(Collected data):

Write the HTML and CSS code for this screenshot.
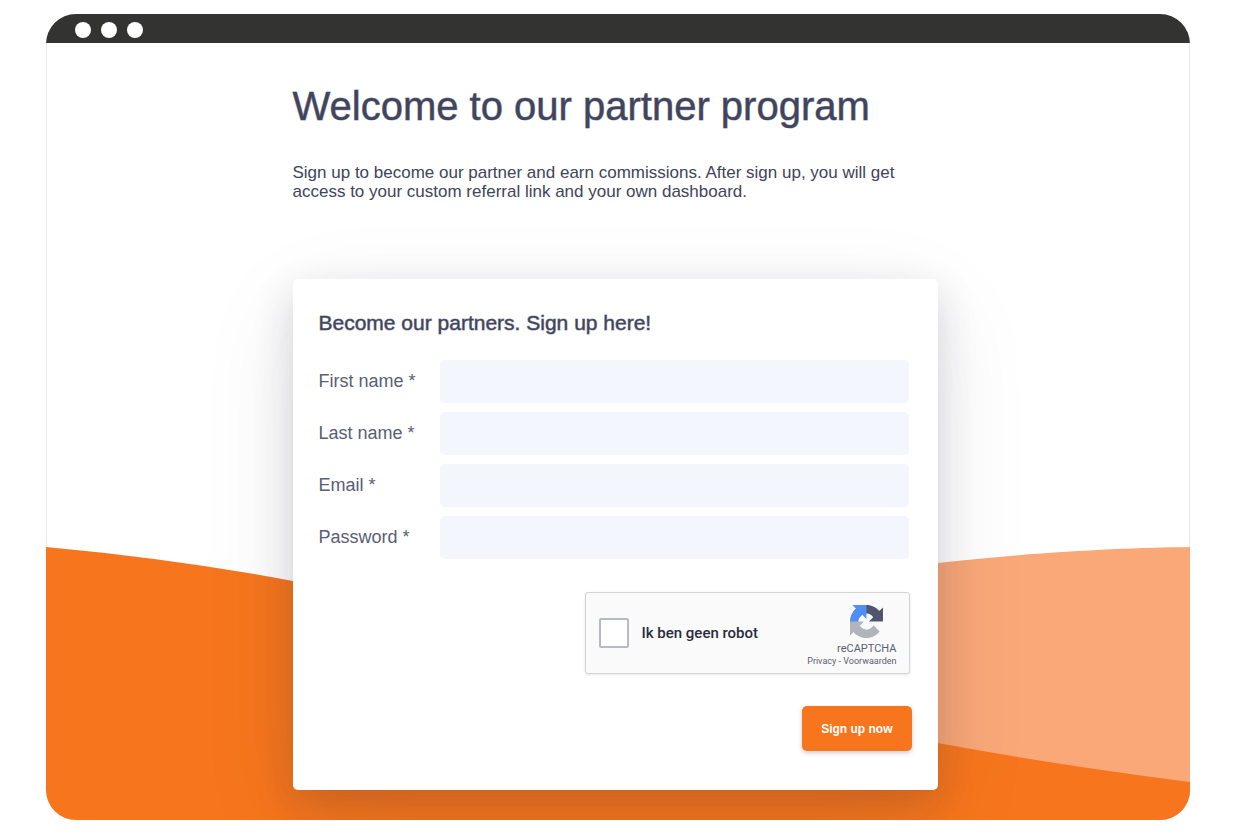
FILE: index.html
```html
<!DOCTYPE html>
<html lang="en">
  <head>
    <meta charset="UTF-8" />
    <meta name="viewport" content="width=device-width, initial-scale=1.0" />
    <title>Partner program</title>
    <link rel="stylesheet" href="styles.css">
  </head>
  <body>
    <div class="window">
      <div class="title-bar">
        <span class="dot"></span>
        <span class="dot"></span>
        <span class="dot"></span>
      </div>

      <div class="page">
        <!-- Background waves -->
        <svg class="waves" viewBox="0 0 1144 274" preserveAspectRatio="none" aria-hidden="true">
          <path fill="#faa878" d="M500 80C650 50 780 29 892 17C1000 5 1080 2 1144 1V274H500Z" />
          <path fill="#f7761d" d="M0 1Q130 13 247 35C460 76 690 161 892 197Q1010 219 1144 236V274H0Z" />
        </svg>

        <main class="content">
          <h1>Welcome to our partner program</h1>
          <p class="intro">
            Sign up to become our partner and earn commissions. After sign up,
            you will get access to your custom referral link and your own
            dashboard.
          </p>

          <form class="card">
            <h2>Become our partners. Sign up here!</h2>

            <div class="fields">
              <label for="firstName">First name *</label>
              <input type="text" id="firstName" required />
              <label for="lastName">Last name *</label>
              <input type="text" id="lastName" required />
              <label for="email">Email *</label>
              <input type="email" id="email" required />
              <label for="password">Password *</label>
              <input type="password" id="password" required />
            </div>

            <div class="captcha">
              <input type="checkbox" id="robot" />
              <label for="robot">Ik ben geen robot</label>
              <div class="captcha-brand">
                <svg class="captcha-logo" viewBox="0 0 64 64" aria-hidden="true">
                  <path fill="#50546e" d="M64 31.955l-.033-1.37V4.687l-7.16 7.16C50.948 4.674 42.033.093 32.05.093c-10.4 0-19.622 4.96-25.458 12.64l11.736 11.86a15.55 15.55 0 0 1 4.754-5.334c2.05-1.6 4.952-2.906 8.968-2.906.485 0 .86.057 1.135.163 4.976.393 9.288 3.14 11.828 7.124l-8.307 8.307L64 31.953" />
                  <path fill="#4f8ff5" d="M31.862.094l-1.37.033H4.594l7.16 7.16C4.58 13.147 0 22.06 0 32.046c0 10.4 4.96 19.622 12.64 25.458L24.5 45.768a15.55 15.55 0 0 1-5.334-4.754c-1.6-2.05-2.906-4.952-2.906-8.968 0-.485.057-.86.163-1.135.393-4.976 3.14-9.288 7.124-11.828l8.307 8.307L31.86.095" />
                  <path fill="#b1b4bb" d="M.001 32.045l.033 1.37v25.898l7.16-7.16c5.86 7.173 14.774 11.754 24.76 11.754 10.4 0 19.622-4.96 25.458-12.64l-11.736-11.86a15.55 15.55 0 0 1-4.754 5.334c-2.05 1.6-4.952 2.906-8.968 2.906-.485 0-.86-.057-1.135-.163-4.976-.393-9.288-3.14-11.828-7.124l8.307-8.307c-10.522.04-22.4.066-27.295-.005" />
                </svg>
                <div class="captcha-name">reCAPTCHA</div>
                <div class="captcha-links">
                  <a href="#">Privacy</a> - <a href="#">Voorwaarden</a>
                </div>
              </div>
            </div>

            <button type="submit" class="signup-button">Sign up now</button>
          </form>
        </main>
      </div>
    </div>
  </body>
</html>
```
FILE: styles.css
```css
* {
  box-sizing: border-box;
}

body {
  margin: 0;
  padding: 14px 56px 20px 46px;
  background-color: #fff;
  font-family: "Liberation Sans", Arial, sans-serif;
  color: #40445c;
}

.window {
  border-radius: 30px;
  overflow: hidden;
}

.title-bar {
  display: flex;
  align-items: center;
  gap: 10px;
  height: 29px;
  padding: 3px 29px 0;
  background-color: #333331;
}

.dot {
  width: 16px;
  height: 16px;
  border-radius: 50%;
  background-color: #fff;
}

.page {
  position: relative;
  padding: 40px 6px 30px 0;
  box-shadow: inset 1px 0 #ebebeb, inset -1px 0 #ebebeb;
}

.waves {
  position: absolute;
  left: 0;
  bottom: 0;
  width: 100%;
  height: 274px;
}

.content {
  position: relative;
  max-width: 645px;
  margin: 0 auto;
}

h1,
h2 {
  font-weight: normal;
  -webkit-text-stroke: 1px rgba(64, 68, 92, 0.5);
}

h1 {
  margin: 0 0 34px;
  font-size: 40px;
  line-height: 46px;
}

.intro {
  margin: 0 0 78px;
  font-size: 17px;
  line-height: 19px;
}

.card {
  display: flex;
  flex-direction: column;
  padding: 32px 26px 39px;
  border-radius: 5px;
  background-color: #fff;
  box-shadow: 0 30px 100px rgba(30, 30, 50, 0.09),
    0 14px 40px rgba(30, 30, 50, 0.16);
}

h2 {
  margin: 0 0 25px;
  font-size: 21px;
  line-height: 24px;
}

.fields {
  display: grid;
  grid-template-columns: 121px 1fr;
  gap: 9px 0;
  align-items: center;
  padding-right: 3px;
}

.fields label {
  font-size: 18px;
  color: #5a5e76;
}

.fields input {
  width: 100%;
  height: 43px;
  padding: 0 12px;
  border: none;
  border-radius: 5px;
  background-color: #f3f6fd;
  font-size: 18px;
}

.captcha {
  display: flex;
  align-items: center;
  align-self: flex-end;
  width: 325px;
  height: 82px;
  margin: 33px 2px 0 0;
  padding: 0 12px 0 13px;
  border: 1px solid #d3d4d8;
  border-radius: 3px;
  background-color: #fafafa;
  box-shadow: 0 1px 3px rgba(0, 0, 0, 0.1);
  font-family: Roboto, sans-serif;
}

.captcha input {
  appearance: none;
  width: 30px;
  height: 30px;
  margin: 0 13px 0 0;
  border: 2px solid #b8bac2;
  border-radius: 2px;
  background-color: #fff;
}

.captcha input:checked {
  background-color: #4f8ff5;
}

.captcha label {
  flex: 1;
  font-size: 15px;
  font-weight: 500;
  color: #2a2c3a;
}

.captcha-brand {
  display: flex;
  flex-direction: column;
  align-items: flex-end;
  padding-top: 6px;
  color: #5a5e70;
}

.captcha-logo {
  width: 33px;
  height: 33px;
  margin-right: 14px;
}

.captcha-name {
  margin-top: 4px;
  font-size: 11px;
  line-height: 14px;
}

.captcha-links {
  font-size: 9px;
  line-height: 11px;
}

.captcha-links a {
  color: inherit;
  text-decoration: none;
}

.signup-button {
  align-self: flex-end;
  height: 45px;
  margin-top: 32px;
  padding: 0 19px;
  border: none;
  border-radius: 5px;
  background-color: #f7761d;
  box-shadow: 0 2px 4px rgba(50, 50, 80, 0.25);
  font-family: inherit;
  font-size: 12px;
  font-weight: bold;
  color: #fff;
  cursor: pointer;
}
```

(The request): Write out the listing above again, exactly, but with no pictures in the copy.

(Task solution):
Write the HTML and CSS code for this screenshot.
FILE: index.html
```html
<!DOCTYPE html>
<html lang="en">
  <head>
    <meta charset="UTF-8" />
    <meta name="viewport" content="width=device-width, initial-scale=1.0" />
    <title>Partner program</title>
    <link rel="stylesheet" href="styles.css">
  </head>
  <body>
    <div class="window">
      <div class="title-bar">
        <span class="dot"></span>
        <span class="dot"></span>
        <span class="dot"></span>
      </div>

      <div class="page">
        <!-- Background waves -->
        <svg class="waves" viewBox="0 0 1144 274" preserveAspectRatio="none" aria-hidden="true">
          <path fill="#faa878" d="M500 80C650 50 780 29 892 17C1000 5 1080 2 1144 1V274H500Z" />
          <path fill="#f7761d" d="M0 1Q130 13 247 35C460 76 690 161 892 197Q1010 219 1144 236V274H0Z" />
        </svg>

        <main class="content">
          <h1>Welcome to our partner program</h1>
          <p class="intro">
            Sign up to become our partner and earn commissions. After sign up,
            you will get access to your custom referral link and your own
            dashboard.
          </p>

          <form class="card">
            <h2>Become our partners. Sign up here!</h2>

            <div class="fields">
              <label for="firstName">First name *</label>
              <input type="text" id="firstName" required />
              <label for="lastName">Last name *</label>
              <input type="text" id="lastName" required />
              <label for="email">Email *</label>
              <input type="email" id="email" required />
              <label for="password">Password *</label>
              <input type="password" id="password" required />
            </div>

            <div class="captcha">
              <input type="checkbox" id="robot" />
              <label for="robot">Ik ben geen robot</label>
              <div class="captcha-brand">
                <svg class="captcha-logo" viewBox="0 0 64 64" aria-hidden="true">
                  <path fill="#50546e" d="M64 31.955l-.033-1.37V4.687l-7.16 7.16C50.948 4.674 42.033.093 32.05.093c-10.4 0-19.622 4.96-25.458 12.64l11.736 11.86a15.55 15.55 0 0 1 4.754-5.334c2.05-1.6 4.952-2.906 8.968-2.906.485 0 .86.057 1.135.163 4.976.393 9.288 3.14 11.828 7.124l-8.307 8.307L64 31.953" />
                  <path fill="#4f8ff5" d="M31.862.094l-1.37.033H4.594l7.16 7.16C4.58 13.147 0 22.06 0 32.046c0 10.4 4.96 19.622 12.64 25.458L24.5 45.768a15.55 15.55 0 0 1-5.334-4.754c-1.6-2.05-2.906-4.952-2.906-8.968 0-.485.057-.86.163-1.135.393-4.976 3.14-9.288 7.124-11.828l8.307 8.307L31.86.095" />
                  <path fill="#b1b4bb" d="M.001 32.045l.033 1.37v25.898l7.16-7.16c5.86 7.173 14.774 11.754 24.76 11.754 10.4 0 19.622-4.96 25.458-12.64l-11.736-11.86a15.55 15.55 0 0 1-4.754 5.334c-2.05 1.6-4.952 2.906-8.968 2.906-.485 0-.86-.057-1.135-.163-4.976-.393-9.288-3.14-11.828-7.124l8.307-8.307c-10.522.04-22.4.066-27.295-.005" />
                </svg>
                <div class="captcha-name">reCAPTCHA</div>
                <div class="captcha-links">
                  <a href="#">Privacy</a> - <a href="#">Voorwaarden</a>
                </div>
              </div>
            </div>

            <button type="submit" class="signup-button">Sign up now</button>
          </form>
        </main>
      </div>
    </div>
  </body>
</html>
```
FILE: styles.css
```css
* {
  box-sizing: border-box;
}

body {
  margin: 0;
  padding: 14px 56px 20px 46px;
  background-color: #fff;
  font-family: "Liberation Sans", Arial, sans-serif;
  color: #40445c;
}

.window {
  border-radius: 30px;
  overflow: hidden;
}

.title-bar {
  display: flex;
  align-items: center;
  gap: 10px;
  height: 29px;
  padding: 3px 29px 0;
  background-color: #333331;
}

.dot {
  width: 16px;
  height: 16px;
  border-radius: 50%;
  background-color: #fff;
}

.page {
  position: relative;
  padding: 40px 6px 30px 0;
  box-shadow: inset 1px 0 #ebebeb, inset -1px 0 #ebebeb;
}

.waves {
  position: absolute;
  left: 0;
  bottom: 0;
  width: 100%;
  height: 274px;
}

.content {
  position: relative;
  max-width: 645px;
  margin: 0 auto;
}

h1,
h2 {
  font-weight: normal;
  -webkit-text-stroke: 1px rgba(64, 68, 92, 0.5);
}

h1 {
  margin: 0 0 34px;
  font-size: 40px;
  line-height: 46px;
}

.intro {
  margin: 0 0 78px;
  font-size: 17px;
  line-height: 19px;
}

.card {
  display: flex;
  flex-direction: column;
  padding: 32px 26px 39px;
  border-radius: 5px;
  background-color: #fff;
  box-shadow: 0 30px 100px rgba(30, 30, 50, 0.09),
    0 14px 40px rgba(30, 30, 50, 0.16);
}

h2 {
  margin: 0 0 25px;
  font-size: 21px;
  line-height: 24px;
}

.fields {
  display: grid;
  grid-template-columns: 121px 1fr;
  gap: 9px 0;
  align-items: center;
  padding-right: 3px;
}

.fields label {
  font-size: 18px;
  color: #5a5e76;
}

.fields input {
  width: 100%;
  height: 43px;
  padding: 0 12px;
  border: none;
  border-radius: 5px;
  background-color: #f3f6fd;
  font-size: 18px;
}

.captcha {
  display: flex;
  align-items: center;
  align-self: flex-end;
  width: 325px;
  height: 82px;
  margin: 33px 2px 0 0;
  padding: 0 12px 0 13px;
  border: 1px solid #d3d4d8;
  border-radius: 3px;
  background-color: #fafafa;
  box-shadow: 0 1px 3px rgba(0, 0, 0, 0.1);
  font-family: Roboto, sans-serif;
}

.captcha input {
  appearance: none;
  width: 30px;
  height: 30px;
  margin: 0 13px 0 0;
  border: 2px solid #b8bac2;
  border-radius: 2px;
  background-color: #fff;
}

.captcha input:checked {
  background-color: #4f8ff5;
}

.captcha label {
  flex: 1;
  font-size: 15px;
  font-weight: 500;
  color: #2a2c3a;
}

.captcha-brand {
  display: flex;
  flex-direction: column;
  align-items: flex-end;
  padding-top: 6px;
  color: #5a5e70;
}

.captcha-logo {
  width: 33px;
  height: 33px;
  margin-right: 14px;
}

.captcha-name {
  margin-top: 4px;
  font-size: 11px;
  line-height: 14px;
}

.captcha-links {
  font-size: 9px;
  line-height: 11px;
}

.captcha-links a {
  color: inherit;
  text-decoration: none;
}

.signup-button {
  align-self: flex-end;
  height: 45px;
  margin-top: 32px;
  padding: 0 19px;
  border: none;
  border-radius: 5px;
  background-color: #f7761d;
  box-shadow: 0 2px 4px rgba(50, 50, 80, 0.25);
  font-family: inherit;
  font-size: 12px;
  font-weight: bold;
  color: #fff;
  cursor: pointer;
}
```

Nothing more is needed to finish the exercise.